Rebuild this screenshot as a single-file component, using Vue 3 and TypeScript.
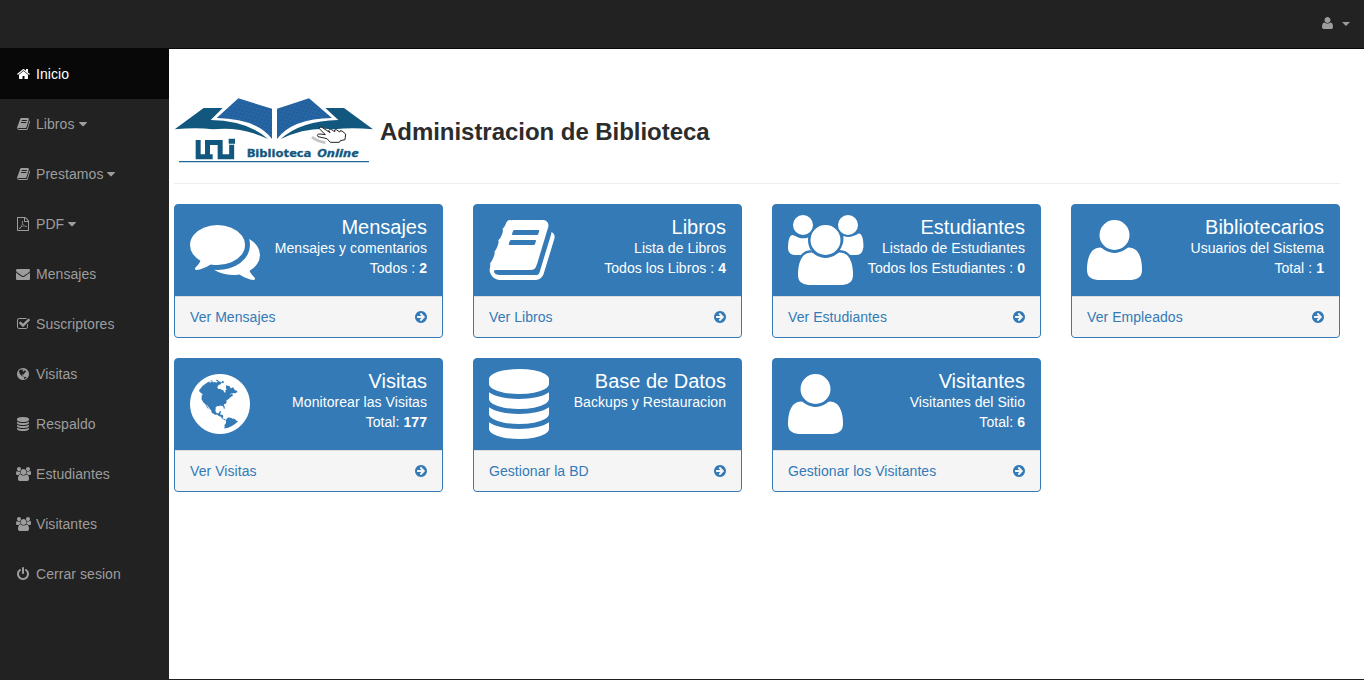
<script setup lang="ts">
interface Glyph { box: string; w: number; d: string }
interface NavItem { label: string; icon: string; active?: boolean; caret?: boolean }
interface Panel { title: string; text: string; total?: string; count?: string; link: string; icon: string }

const make = (x: number, w: number, d: string): Glyph => ({ box: `${x} 0 ${w} 1792`, w: w / 1792, d })

const glyphs: Record<string, Glyph> = {
  user: make(192, 1408, 'M1600 1405q0 120-73 189.5t-194 69.5h-874q-121 0-194-69.5t-73-189.5q0-53 3.5-103.5t14-109 26.5-108.5 43-97.5 62-81 85.5-53.5 111.5-20q9 0 42 21.5t74.5 48 108 48 133.5 21.5 133.5-21.5 108-48 74.5-48 42-21.5q61 0 111.5 20t85.5 53.5 62 81 43 97.5 26.5 108.5 14 109 3.5 103.5zm-320-893q0 159-112.5 271.5t-271.5 112.5-271.5-112.5-112.5-271.5 112.5-271.5 271.5-112.5 271.5 112.5 112.5 271.5z'),
  home: make(64, 1664, 'M1472 992v480q0 26-19 45t-45 19h-384v-384h-256v384h-384q-26 0-45-19t-19-45v-480q0-1 .5-3t.5-3l575-474 575 474q1 2 1 6zm223-69l-62 74q-8 9-21 11h-3q-13 0-21-7l-692-577-692 577q-12 8-24 7-13-2-21-11l-62-74q-8-10-7-23.5t11-21.5l719-599q32-26 76-26t76 26l244 204v-195q0-14 9-23t23-9h192q14 0 23 9t9 23v408l219 182q10 8 11 21.5t-7 23.5z'),
  book: make(48, 1664, 'M1703 478q40 57 18 129l-275 906q-19 64-76.5 107.5t-122.5 43.5h-923q-77 0-148.5-53.5t-99.5-131.5q-24-67-2-127 0-4 3-27t4-37q1-8-3-21.5t-3-19.5q2-11 8-21t16.5-23.5 16.5-23.5q23-38 45-91.5t30-91.5q3-10 .5-30t-.5-28q3-11 17-28t17-23q21-36 42-92t25-90q1-9-2.5-32t.5-28q4-13 22-30.5t22-22.5q19-26 42.5-84.5t27.5-96.5q1-8-3-25.5t-2-26.5q2-8 9-18t18-23 17-21q8-12 16.5-30.5t15-35 16-36 19.5-32 26.5-23.5 36-11.5 47.5 5.5l-1 3q38-9 51-9h761q74 0 114 56t18 130l-274 906q-36 119-71.5 153.5t-128.5 34.5h-869q-27 0-38 15-11 16-1 43 24 70 144 70h923q29 0 56-15.5t35-41.5l300-987q7-22 5-57 38 15 59 43zm-1064 2q-4 13 2 22.5t20 9.5h608q13 0 25.5-9.5t16.5-22.5l21-64q4-13-2-22.5t-20-9.5h-608q-13 0-25.5 9.5t-16.5 22.5zm-83 256q-4 13 2 22.5t20 9.5h608q13 0 25.5-9.5t16.5-22.5l21-64q4-13-2-22.5t-20-9.5h-608q-13 0-25.5 9.5t-16.5 22.5z'),
  pdf: make(128, 1536, 'M1596 380q28 28 48 76t20 88v1152q0 40-28 68t-68 28h-1344q-40 0-68-28t-28-68v-1600q0-40 28-68t68-28h896q40 0 88 20t76 48zm-444-244v376h376q-10-29-22-41l-313-313q-12-12-41-22zm384 1528v-1024h-416q-40 0-68-28t-28-68v-416h-768v1536h1280zm-514-593q33 26 84 56 59-7 117-7 147 0 177 49 16 22 2 52 0 1-1 2l-2 2v1q-6 38-71 38-48 0-115-20t-130-53q-221 24-392 83-153 262-242 262-15 0-28-7l-24-12q-1-1-6-5-10-10-6-36 9-40 56-91.5t132-96.5q14-9 23 6 2 2 2 4 52-85 107-197 68-136 104-262-24-82-30.5-159.5t6.5-127.5q11-40 42-40h22q23 0 35 15 18 21 9 68-2 6-4 8 1 3 1 8v30q-2 123-14 192 55 164 146 238zm-576 411q52-24 137-158-51 40-87.5 84t-49.5 74zm398-920q-15 42-2 132 1-7 7-44 0-3 7-43 1-4 4-8-1-1-1-2-1-2-1-3-1-22-13-36 0 1-1 2v2zm-124 661q135-54 284-81-2-1-13-9.5t-16-13.5q-76-67-127-176-27 86-83 197-30 56-45 83zm646-16q-24-24-140-24 76 28 124 28 14 0 18-1 0-1-2-3z'),
  envelope: make(0, 1792, 'M1792 710v794q0 66-47 113t-113 47h-1472q-66 0-113-47t-47-113v-794q44 49 101 87 362 246 497 345 57 42 92.5 65.5t94.5 48 110 24.5h2q51 0 110-24.5t94.5-48 92.5-65.5q170-123 498-345 57-39 100-87zm0-294q0 79-49 151t-122 123q-376 261-468 325-10 7-42.5 31t-54 38.5-52 32.5-57.5 27-50 9h-2q-23 0-50-9t-57.5-27-52-32.5-54-38.5-42.5-31q-91-64-262-182.5t-205-142.5q-62-42-117-115.5t-55-136.5q0-78 41.5-130t118.5-52h1472q65 0 112.5 47t47.5 113z'),
  check: make(64, 1664, 'M1472 930v318q0 119-84.5 203.5t-203.5 84.5h-832q-119 0-203.5-84.5t-84.5-203.5v-832q0-119 84.5-203.5t203.5-84.5h832q63 0 117 25 15 7 18 23 3 17-9 29l-49 49q-10 10-23 10-3 0-9-2-23-6-45-6h-832q-66 0-113 47t-47 113v832q0 66 47 113t113 47h832q66 0 113-47t47-113v-254q0-13 9-22l64-64q10-10 23-10 6 0 12 3 20 8 20 29zm231-489l-814 814q-24 24-57 24t-57-24l-430-430q-24-24-24-57t24-57l110-110q24-24 57-24t57 24l263 263 647-647q24-24 57-24t57 24l110 110q24 24 24 57t-24 57z'),
  globe: make(128, 1536, 'M896 128q209 0 385.5 103t279.5 279.5 103 385.5-103 385.5-279.5 279.5-385.5 103-385.5-103-279.5-279.5-103-385.5 103-385.5 279.5-279.5 385.5-103zm274 521q-2 1-9.5 9.5t-13.5 9.5q2 0 4.5-5t5-11 3.5-7q6-7 22-15 14-6 52-12 34-8 51 11-2-2 9.5-13t14.5-12q3-2 15-4.5t15-7.5l2-22q-12 1-17.5-7t-6.5-21q0 2-6 8 0-7-4.5-8t-11.5 1-9 1q-10-3-15-7.5t-8-16.5-4-15q-2-5-9.5-11t-9.5-10q-1-2-2.5-5.5t-3-6.5-4-5.5-5.5-2.5-7 5-7.5 10-4.5 5q-3-2-6-1.5t-4.5 1-4.5 3-5 3.5q-3 2-8.5 3t-8.5 2q15-5-1-11-10-4-16-3 9-4 7.5-12t-8.5-14h5q-1-4-8.5-8.5t-17.5-8.5-13-6q-8-5-34-9.5t-33-.5q-5 6-4.5 10.5t4 14 3.5 12.5q1 6-5.5 13t-6.5 12q0 7 14 15.5t10 21.5q-3 8-16 16t-16 12q-5 8-1.5 18.5t10.5 16.5q2 2 1.5 4t-3.5 4.5-5.5 4-6.5 3.5l-3 2q-11 5-20.5-6t-13.5-26q-7-25-16-30-23-8-29 1-5-13-41-26-25-9-58-4 6-1 0-15-7-15-19-12 3-6 4-17.5t1-13.5q3-13 12-23 1-1 7-8.5t9.5-13.5.5-6q35 4 50-11 5-5 11.5-17t10.5-17q9-6 14-5.5t14.5 5.5 14.5 5q14 1 15.5-11t-7.5-20q12 1 3-17-4-7-8-9-12-4-27 5-8 4 2 8-1-1-9.5 10.5t-16.5 17.5-16-5q-1-1-5.5-13.5t-9.5-13.5q-8 0-16 15 3-8-11-15t-24-8q19-12-8-27-7-4-20.5-5t-19.5 4q-5 7-5.5 11.5t5 8 10.5 5.5 11.5 4 8.5 3q14 10 8 14-2 1-8.5 3.5t-11.5 4.5-6 4q-3 4 0 14t-2 14q-5-5-9-17.5t-7-16.5q7 9-25 6l-10-1q-4 0-16 2t-20.5 1-13.5-8q-4-8 0-20 1-4 4-2-4-3-11-9.5t-10-8.5q-46 15-94 41 6 1 12-1 5-2 13-6.5t10-5.5q34-14 42-7l5-5q14 16 20 25-7-4-30-1-20 6-22 12 7 12 5 18-4-3-11.5-10t-14.5-11-15-5q-16 0-22 1-146 80-235 222 7 7 12 8 4 1 5 9t2.5 11 11.5-3q9 8 3 19 1-1 44 27 19 17 21 21 3 11-10 18-1-2-9-9t-9-4q-3 5 .5 18.5t10.5 12.5q-7 0-9.5 16t-2.5 35.5-1 23.5l2 1q-3 12 5.5 34.5t21.5 19.5q-13 3 20 43 6 8 8 9 3 2 12 7.5t15 10 10 10.5q4 5 10 22.5t14 23.5q-2 6 9.5 20t10.5 23q-1 0-2.5 1t-2.5 1q3 7 15.5 14t15.5 13q1 3 2 10t3 11 8 2q2-20-24-62-15-25-17-29-3-5-5.5-15.5t-4.5-14.5q2 0 6 1.5t8.5 3.5 7.5 4 2 3q-3 7 2 17.5t12 18.5 17 19 12 13q6 6 14 19.5t0 13.5q9 0 20 10t17 20q5 8 8 26t5 24q2 7 8.5 13.5t12.5 9.5l16 8 13 7q5 2 18.5 10.5t21.5 11.5q10 4 16 4t14.5-2.5 13.5-3.5q15-2 29 15t21 21q36 19 55 11-2 1 .5 7.5t8 15.5 9 14.5 5.5 8.5q5 6 18 15t18 15q6-4 7-9-3 8 7 20t18 10q14-3 14-32-31 15-49-18 0-1-2.5-5.5t-4-8.5-2.5-8.5 0-7.5 5-3q9 0 10-3.5t-2-12.5-4-13q-1-8-11-20t-12-15q-5 9-16 8t-16-9q0 1-1.5 5.5t-1.5 6.5q-13 0-15-1 1-3 2.5-17.5t3.5-22.5q1-4 5.5-12t7.5-14.5 4-12.5-4.5-9.5-17.5-2.5q-19 1-26 20-1 3-3 10.5t-5 11.5-9 7q-7 3-24 2t-24-5q-13-8-22.5-29t-9.5-37q0-10 2.5-26.5t3-25-5.5-24.5q3-2 9-9.5t10-10.5q2-1 4.5-1.5t4.5 0 4-1.5 3-6q-1-1-4-3-3-3-4-3 7 3 28.5-1.5t27.5 1.5q15 11 22-2 0-1-2.5-9.5t-.5-13.5q5 27 29 9 3 3 15.5 5t17.5 5q3 2 7 5.5t5.5 4.5 5-.5 8.5-6.5q10 14 12 24 11 40 19 44 7 3 11 2t4.5-9.5 0-14-1.5-12.5l-1-8v-18l-1-8q-15-3-18.5-12t1.5-18.5 15-18.5q1-1 8-3.5t15.5-6.5 12.5-8q21-19 15-35 7 0 11-9-1 0-5-3t-7.5-5-4.5-2q9-5 2-16 5-3 7.5-11t7.5-10q9 12 21 2 7-8 1-16 5-7 20.5-10.5t18.5-9.5q7 2 8-2t1-12 3-12q4-5 15-9t13-5l17-11q3-4 0-4 18 2 31-11 10-11-6-20 3-6-3-9.5t-15-5.5q3-1 11.5-.5t10.5-1.5q15-10-7-16-17-5-43 12zm-163 877q206-36 351-189-3-3-12.5-4.5t-12.5-3.5q-18-7-24-8 1-7-2.5-13t-8-9-12.5-8-11-7q-2-2-7-6t-7-5.5-7.5-4.5-8.5-2-10 1l-3 1q-3 1-5.5 2.5t-5.5 3-4 3 0 2.5q-21-17-36-22-5-1-11-5.5t-10.5-7-10-1.5-11.5 7q-5 5-6 15t-2 13q-7-5 0-17.5t2-18.5q-3-6-10.5-4.5t-12 4.5-11.5 8.5-9 6.5-8.5 5.5-8.5 7.5q-3 4-6 12t-5 11q-2-4-11.5-6.5t-9.5-5.5q2 10 4 35t5 38q7 31-12 48-27 25-29 40-4 22 12 26 0 7-8 20.5t-7 21.5q0 6 2 16z'),
  database: make(128, 1536, 'M896 768q237 0 443-43t325-127v170q0 69-103 128t-280 93.5-385 34.5-385-34.5-280-93.5-103-128v-170q119 84 325 127t443 43zm0 768q237 0 443-43t325-127v170q0 69-103 128t-280 93.5-385 34.5-385-34.5-280-93.5-103-128v-170q119 84 325 127t443 43zm0-384q237 0 443-43t325-127v170q0 69-103 128t-280 93.5-385 34.5-385-34.5-280-93.5-103-128v-170q119 84 325 127t443 43zm0-1152q208 0 385 34.5t280 93.5 103 128v128q0 69-103 128t-280 93.5-385 34.5-385-34.5-280-93.5-103-128v-128q0-69 103-128t280-93.5 385-34.5z'),
  users: make(64, 1920, 'M657 896q-162 5-265 128h-134q-82 0-138-40.5t-56-118.5q0-353 124-353 6 0 43.5 21t97.5 42.5 119 21.5q67 0 133-23-5 37-5 66 0 159 93 293zm1071 637q0 120-73 189.5t-194 69.5h-874q-121 0-194-69.5t-73-189.5q0-53 3.5-103.5t14-109 26.5-108.5 43-97.5 62-81 85.5-53.5 111.5-20q10 0 43 21.5t73 48 107 48 135 21.5 135-21.5 107-48 73-48 43-21.5q61 0 111.5 20t85.5 53.5 62 81 43 97.5 26.5 108.5 14 109 3.5 103.5zm-1024-1277q0 106-75 181t-181 75-181-75-75-181 75-181 181-75 181 75 75 181zm704 384q0 159-112.5 271.5t-271.5 112.5-271.5-112.5-112.5-271.5 112.5-271.5 271.5-112.5 271.5 112.5 112.5 271.5zm576 225q0 78-56 118.5t-138 40.5h-134q-103-123-265-128 93-134 93-293 0-29-5-66 66 23 133 23 59 0 119-21.5t97.5-42.5 43.5-21q124 0 124 353zm-128-609q0 106-75 181t-181 75-181-75-75-181 75-181 181-75 181 75 75 181z'),
  power: make(128, 1536, 'M1664 896q0 156-61 298t-164 245-245 164-298 61-298-61-245-164-164-245-61-298q0-182 80.5-343t226.5-270q43-32 95.5-25t83.5 50q32 42 24.5 94.5t-49.5 84.5q-98 74-151.5 181t-53.5 228q0 104 40.5 198.5t109.5 163.5 163.5 109.5 198.5 40.5 198.5-40.5 163.5-109.5 109.5-163.5 40.5-198.5q0-121-53.5-228t-151.5-181q-42-32-49.5-84.5t24.5-94.5q31-43 84-50t95 25q146 109 226.5 270t80.5 343zm-640-768v640q0 52-38 90t-90 38-90-38-38-90v-640q0-52 38-90t90-38 90 38 38 90z'),
  arrow: make(128, 1536, 'M1413 896q0-27-18-45l-91-91-362-362q-18-18-45-18t-45 18l-91 91q-18 18-18 45t18 45l189 189h-502q-26 0-45 19t-19 45v128q0 26 19 45t45 19h502l-189 189q-18 18-18 45t18 45l91 91q18 18 45 18t45-18l362-362 91-91q18-18 18-45zm251 0q0 209-103 385.5t-279.5 279.5-385.5 103-385.5-103-279.5-279.5-103-385.5 103-385.5 279.5-279.5 385.5-103 385.5 103 279.5 279.5 103 385.5z'),
  caret: make(384, 1024, 'M1408 704q0 26-19 45l-448 448q-19 19-45 19t-45-19l-448-448q-19-19-19-45t19-45 45-19h896q26 0 45 19t19 45z'),
  comments: make(0, 1792, 'M1408 768q0 139-94 257t-256.5 186.5-353.5 68.5q-86 0-176-16-124 88-278 128-36 9-86 16h-3q-11 0-20.5-8t-11.5-21q-1-3-1-6.5t.5-6.5 2-6l2.5-5 3.5-5.5 4-5 4.5-5 4-4.5q5-6 23-25t26-29.5 22.5-29 25-38.5 20.5-44q-124-72-195-177t-71-224q0-139 94-257t256.5-186.5 353.5-68.5 353.5 68.5 256.5 186.5 94 257zm384 256q0 120-71 224.5t-195 176.5q10 24 20.5 44t25 38.5 22.5 29 26 29.5 23 25q1 1 4 4.5t4.5 5 4 5 3.5 5.5l2.5 5 2 6 .5 6.5-1 6.5q-3 14-13 22t-22 7q-50-7-86-16-154-40-278-128-90 16-176 16-271 0-472-132 58 4 88 4 161 0 309-45t264-129q125-92 192-212t67-254q0-77-23-152 129 71 204 178t75 230z'),
}

const nav: NavItem[] = [
  { label: 'Inicio', icon: 'home', active: true },
  { label: 'Libros', icon: 'book', caret: true },
  { label: 'Prestamos', icon: 'book', caret: true },
  { label: 'PDF', icon: 'pdf', caret: true },
  { label: 'Mensajes', icon: 'envelope' },
  { label: 'Suscriptores', icon: 'check' },
  { label: 'Visitas', icon: 'globe' },
  { label: 'Respaldo', icon: 'database' },
  { label: 'Estudiantes', icon: 'users' },
  { label: 'Visitantes', icon: 'users' },
  { label: 'Cerrar sesion', icon: 'power' },
]

const panels: Panel[] = [
  { title: 'Mensajes', text: 'Mensajes y comentarios', total: 'Todos :', count: '2', link: 'Ver Mensajes', icon: 'comments' },
  { title: 'Libros', text: 'Lista de Libros', total: 'Todos los Libros :', count: '4', link: 'Ver Libros', icon: 'book' },
  { title: 'Estudiantes', text: 'Listado de Estudiantes', total: 'Todos los Estudiantes :', count: '0', link: 'Ver Estudiantes', icon: 'users' },
  { title: 'Bibliotecarios', text: 'Usuarios del Sistema', total: 'Total :', count: '1', link: 'Ver Empleados', icon: 'user' },
  { title: 'Visitas', text: 'Monitorear las Visitas', total: 'Total:', count: '177', link: 'Ver Visitas', icon: 'globe' },
  { title: 'Base de Datos', text: 'Backups y Restauracion', link: 'Gestionar la BD', icon: 'database' },
  { title: 'Visitantes', text: 'Visitantes del Sitio', total: 'Total:', count: '6', link: 'Gestionar los Visitantes', icon: 'user' },
]
</script>

<template>
  <div class="page">
    <header class="topbar">
      <a class="account">
        <svg class="glyph" :viewBox="glyphs.user.box" width="11" height="14"><path :d="glyphs.user.d" /></svg>
        <i class="caret"></i>
      </a>
    </header>
    <div class="body">
      <nav class="sidebar">
        <a v-for="item in nav" :key="item.label" class="nav-item" :class="{ active: item.active }">
          <span class="nav-icon">
            <svg class="glyph" :viewBox="glyphs[item.icon].box" :width="glyphs[item.icon].w * 14" height="14"><path :d="glyphs[item.icon].d" /></svg>
          </span>
          <span>{{ item.label }}</span>
          <svg v-if="item.caret" class="glyph" :viewBox="glyphs.caret.box" width="8" height="14"><path :d="glyphs.caret.d" /></svg>
        </a>
      </nav>
      <main class="content">
        <div class="page-header">
          <svg class="logo" viewBox="12 0 606 240" width="202" height="80">
            <defs>
              <pattern id="tiles" width="11" height="11" patternUnits="userSpaceOnUse" patternTransform="rotate(14) skewX(-14)">
                <rect width="11" height="11" fill="#21609f" />
                <path d="M0 0H11M0 0V11" stroke="#3d76ad" stroke-width="1.6" />
              </pattern>
            </defs>
            <path fill="#12577d" d="M14 118L101 54L158 54L122 90Q233 92 294 147Q212 108 128 118Q80 112 14 118Z" />
            <path fill="#12577d" d="M609 118L522 54L466 54L505 90Q394 92 332 147Q412 108 494 118Q545 112 609 118Z" />
            <path fill="url(#tiles)" d="M140 84L205 25L306 56V147Q260 86 140 84Z" />
            <path fill="url(#tiles)" d="M486 84L417 25L321 56V147Q366 86 486 84Z" />
            <path d="M426 141Q440 154 466 158" fill="none" stroke="#c4c4c4" stroke-width="8" />
            <path fill="#fff" stroke="#222" stroke-width="3" stroke-linejoin="round" d="M448 116Q446 108 456 112L480 128L476 121Q480 115 490 122L494 126Q492 117 499 119L509 126Q508 120 516 123L527 132L525 149L511 152L508 157H481L471 146L444 140Q438 132 450 132L466 134Z" />
            <path fill="none" stroke="#12577d" stroke-width="15" d="M84.500 150V200.500H112.500V157.500H150.500V200.500H185V164M92 200.500H128M176 154H195" />
            <text x="230" y="200" textLength="194" lengthAdjust="spacingAndGlyphs" class="logo-text">Biblioteca</text>
            <text x="441" y="200" textLength="125" lengthAdjust="spacingAndGlyphs" class="logo-text slanted">Online</text>
            <path d="M27 215H597" stroke="#1d6796" stroke-width="3.500" />
          </svg>
          <h1>Administracion de Biblioteca</h1>
        </div>
        <div class="panels">
          <section v-for="p in panels" :key="p.title" class="panel">
            <div class="panel-heading">
              <svg class="glyph" :viewBox="glyphs[p.icon].box" :width="glyphs[p.icon].w * 70" height="70"><path :d="glyphs[p.icon].d" /></svg>
              <div class="panel-text">
                <div class="panel-title">{{ p.title }}</div>
                <div>{{ p.text }}</div>
                <div v-if="p.count">{{ p.total }} <b>{{ p.count }}</b></div>
              </div>
            </div>
            <a class="panel-footer">
              <span>{{ p.link }}</span>
              <svg class="glyph" :viewBox="glyphs.arrow.box" width="12" height="14"><path :d="glyphs.arrow.d" /></svg>
            </a>
          </section>
        </div>
      </main>
    </div>
    <div class="bottom-edge"></div>
  </div>
</template>

<style>
body { background: #fff; overflow: hidden; }
</style>

<style scoped>
.page {
  display: flex;
  flex-direction: column;
  height: 680px;
  font: 14px/20px "Liberation Sans", Arial, sans-serif;
  letter-spacing: 0.06px;
  color: #333;
}
.glyph { display: block; flex: none; fill: currentColor; overflow: visible; }
.topbar {
  box-sizing: border-box;
  height: 49px;
  background: #222;
  border-bottom: 1px solid #080808;
  display: flex;
  justify-content: flex-end;
}
.account {
  display: flex;
  align-items: center;
  gap: 9px;
  height: 46px;
  padding-right: 14px;
  color: #9d9d9d;
}
.caret { margin-top: 2px; border-top: 4px solid; border-left: 4px solid transparent; border-right: 4px solid transparent; }
.body { flex: 1; display: flex; min-height: 0; }
.sidebar { width: 169px; background: #222; }
.nav-item {
  display: flex;
  align-items: center;
  gap: 4px;
  height: 50px;
  padding-left: 14px;
  color: #9d9d9d;
}
.nav-item.active { background: #080808; color: #fff; }
.nav-icon { display: flex; justify-content: center; width: 18px; }
.content { flex: 1; padding: 41px 24px 0 5px; }
.page-header {
  display: flex;
  height: 93px;
  border-bottom: 1px solid #eee;
  margin-bottom: 20px;
}
.logo { display: block; flex: none; }
.logo-text { font: bold 31px "Open Sans", sans-serif; fill: #12577d; stroke: #12577d; stroke-width: 1; }
.slanted { font-style: italic; }
h1 { margin: 29px 0 0 4px; font-size: 24px; line-height: 26px; font-weight: bold; letter-spacing: -0.04px; color: #2c2c2c; white-space: nowrap; }
.panels { display: grid; grid-template-columns: repeat(4, 269px); gap: 20px 30px; }
.panel {
  border: 1px solid #337ab7;
  border-radius: 4px;
  overflow: hidden;
  background: #337ab7;
}
.panel-heading {
  box-sizing: border-box;
  display: flex;
  justify-content: space-between;
  height: 91px;
  padding: 10px 15px;
  color: #fff;
}
.panel-text { text-align: right; white-space: nowrap; }
.panel-title { padding-top: 1px; font-size: 20px; line-height: 22px; letter-spacing: 0; }
.panel-footer {
  display: flex;
  justify-content: space-between;
  align-items: center;
  padding: 10px 15px;
  border-top: 1px solid #ddd;
  background: #f5f5f5;
  color: #337ab7;
}
.bottom-edge { height: 1px; background: #231f20; }
</style>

———

- _TASK TO COMPLETE_: Reproduce only the lines from the beginning of the data through the line that contains "const make = (x: number, w: number, d: string): Glyph", both included, and please drop the pictures.

- _RESPONSE_:
Rebuild this screenshot as a single-file component, using Vue 3 and TypeScript.
<script setup lang="ts">
interface Glyph { box: string; w: number; d: string }
interface NavItem { label: string; icon: string; active?: boolean; caret?: boolean }
interface Panel { title: string; text: string; total?: string; count?: string; link: string; icon: string }

const make = (x: number, w: number, d: string): Glyph => ({ box: `${x} 0 ${w} 1792`, w: w / 1792, d })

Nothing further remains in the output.